=== Stated task ===
Images embedded in the records are excluded; print everything else exactly as given.

=== Records supplied ===
((

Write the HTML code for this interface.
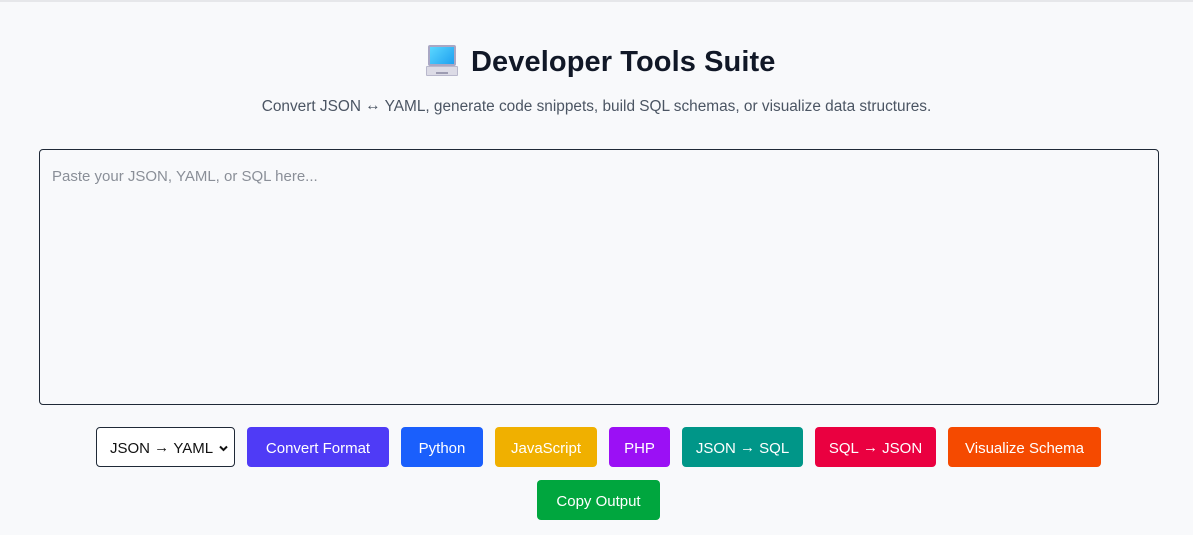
<!DOCTYPE html>
<html><head><meta charset="utf-8"><style>
*{box-sizing:border-box;margin:0;padding:0}
body{width:1193px;height:535px;background:#f8f9fb;font-family:"Liberation Sans","DejaVu Sans",sans-serif;position:relative;overflow:hidden}
.a{position:absolute}
h1{position:absolute;left:471px;top:43px;font-size:29px;font-weight:bold;color:#111827;letter-spacing:0.1px;line-height:38px}
.sub{left:0;width:1193px;text-align:center;top:98px;font-size:15.4px;color:#4b5563}
.ta{left:39px;top:149px;width:1120px;height:256px;border:1px solid #1f2937;border-radius:4px;background:#f8f9fb}
.ta span{position:absolute;left:12px;top:18px;font-size:15px;color:#8a8f98}
.b{position:absolute;top:427px;height:40px;border-radius:4px;color:#fff;font-size:15px;display:flex;align-items:center;justify-content:center;padding-top:3px}
.sel{left:96px;width:139px;border:1px solid #1f2937;color:#111;background:#fff;justify-content:flex-start;padding-left:13px}
.ar{font-family:"Liberation Sans",sans-serif;position:relative;top:-1px}
</style></head><body>
<div class="a" style="left:0;top:0;width:1193px;height:2px;background:#e6e7ea"></div>
<div class="a" style="left:428px;top:45px;width:28px;height:21px;background:#a9a7c4;border-radius:2px"></div>
<div class="a" style="left:430px;top:47px;width:24px;height:17px;background:linear-gradient(135deg,#5ad7ff,#1fa0f0)"></div>
<div class="a" style="left:426px;top:66px;width:32px;height:10px;background:#dcdbe6;border:1px solid #b9b8cc;border-radius:1px"></div>
<div class="a" style="left:436px;top:72px;width:12px;height:2px;background:#9d9cb2"></div>
<h1>Developer Tools Suite</h1>
<div class="a sub">Convert JSON <span class="ar">↔</span> YAML, generate code snippets, build SQL schemas, or visualize data structures.</div>
<div class="a ta"><span>Paste your JSON, YAML, or SQL here...</span></div>
<div class="b sel">JSON <span class="ar">&nbsp;→&nbsp;</span> YAML<svg style="position:absolute;right:6px;top:17px" width="9" height="7" viewBox="0 0 9 7"><path d="M1 1.5l3.5 3.5 3.5-3.5" fill="none" stroke="#111" stroke-width="2"/></svg></div>
<div class="b" style="left:247px;width:142px;background:#4f3bf6">Convert Format</div>
<div class="b" style="left:401px;width:82px;background:#1a5ffc">Python</div>
<div class="b" style="left:495px;width:102px;background:#f0b000">JavaScript</div>
<div class="b" style="left:609px;width:61px;background:#9b10f5">PHP</div>
<div class="b" style="left:682px;width:121px;background:#009688">JSON&nbsp;<span class="ar">→</span>&nbsp;SQL</div>
<div class="b" style="left:815px;width:121px;background:#ea0040">SQL&nbsp;<span class="ar">→</span>&nbsp;JSON</div>
<div class="b" style="left:948px;width:153px;background:#f54a00">Visualize Schema</div>
<div class="b" style="left:537px;top:480px;width:123px;background:#00a63e">Copy Output</div>
</body></html>
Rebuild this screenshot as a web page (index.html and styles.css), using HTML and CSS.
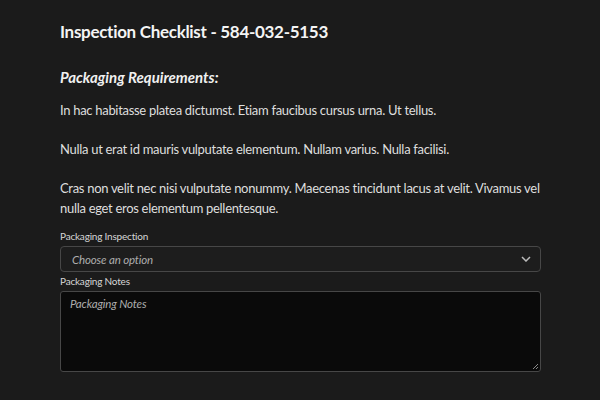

))

=== Finished task ===
Write the HTML code for this interface.
<!DOCTYPE html>
<html><head><meta charset="utf-8"><style>
*{box-sizing:border-box;margin:0;padding:0}
body{width:1193px;height:535px;background:#f8f9fb;font-family:"Liberation Sans","DejaVu Sans",sans-serif;position:relative;overflow:hidden}
.a{position:absolute}
h1{position:absolute;left:471px;top:43px;font-size:29px;font-weight:bold;color:#111827;letter-spacing:0.1px;line-height:38px}
.sub{left:0;width:1193px;text-align:center;top:98px;font-size:15.4px;color:#4b5563}
.ta{left:39px;top:149px;width:1120px;height:256px;border:1px solid #1f2937;border-radius:4px;background:#f8f9fb}
.ta span{position:absolute;left:12px;top:18px;font-size:15px;color:#8a8f98}
.b{position:absolute;top:427px;height:40px;border-radius:4px;color:#fff;font-size:15px;display:flex;align-items:center;justify-content:center;padding-top:3px}
.sel{left:96px;width:139px;border:1px solid #1f2937;color:#111;background:#fff;justify-content:flex-start;padding-left:13px}
.ar{font-family:"Liberation Sans",sans-serif;position:relative;top:-1px}
</style></head><body>
<div class="a" style="left:0;top:0;width:1193px;height:2px;background:#e6e7ea"></div>
<div class="a" style="left:428px;top:45px;width:28px;height:21px;background:#a9a7c4;border-radius:2px"></div>
<div class="a" style="left:430px;top:47px;width:24px;height:17px;background:linear-gradient(135deg,#5ad7ff,#1fa0f0)"></div>
<div class="a" style="left:426px;top:66px;width:32px;height:10px;background:#dcdbe6;border:1px solid #b9b8cc;border-radius:1px"></div>
<div class="a" style="left:436px;top:72px;width:12px;height:2px;background:#9d9cb2"></div>
<h1>Developer Tools Suite</h1>
<div class="a sub">Convert JSON <span class="ar">↔</span> YAML, generate code snippets, build SQL schemas, or visualize data structures.</div>
<div class="a ta"><span>Paste your JSON, YAML, or SQL here...</span></div>
<div class="b sel">JSON <span class="ar">&nbsp;→&nbsp;</span> YAML<svg style="position:absolute;right:6px;top:17px" width="9" height="7" viewBox="0 0 9 7"><path d="M1 1.5l3.5 3.5 3.5-3.5" fill="none" stroke="#111" stroke-width="2"/></svg></div>
<div class="b" style="left:247px;width:142px;background:#4f3bf6">Convert Format</div>
<div class="b" style="left:401px;width:82px;background:#1a5ffc">Python</div>
<div class="b" style="left:495px;width:102px;background:#f0b000">JavaScript</div>
<div class="b" style="left:609px;width:61px;background:#9b10f5">PHP</div>
<div class="b" style="left:682px;width:121px;background:#009688">JSON&nbsp;<span class="ar">→</span>&nbsp;SQL</div>
<div class="b" style="left:815px;width:121px;background:#ea0040">SQL&nbsp;<span class="ar">→</span>&nbsp;JSON</div>
<div class="b" style="left:948px;width:153px;background:#f54a00">Visualize Schema</div>
<div class="b" style="left:537px;top:480px;width:123px;background:#00a63e">Copy Output</div>
</body></html>
Rebuild this screenshot as a web page (index.html and styles.css), using HTML and CSS.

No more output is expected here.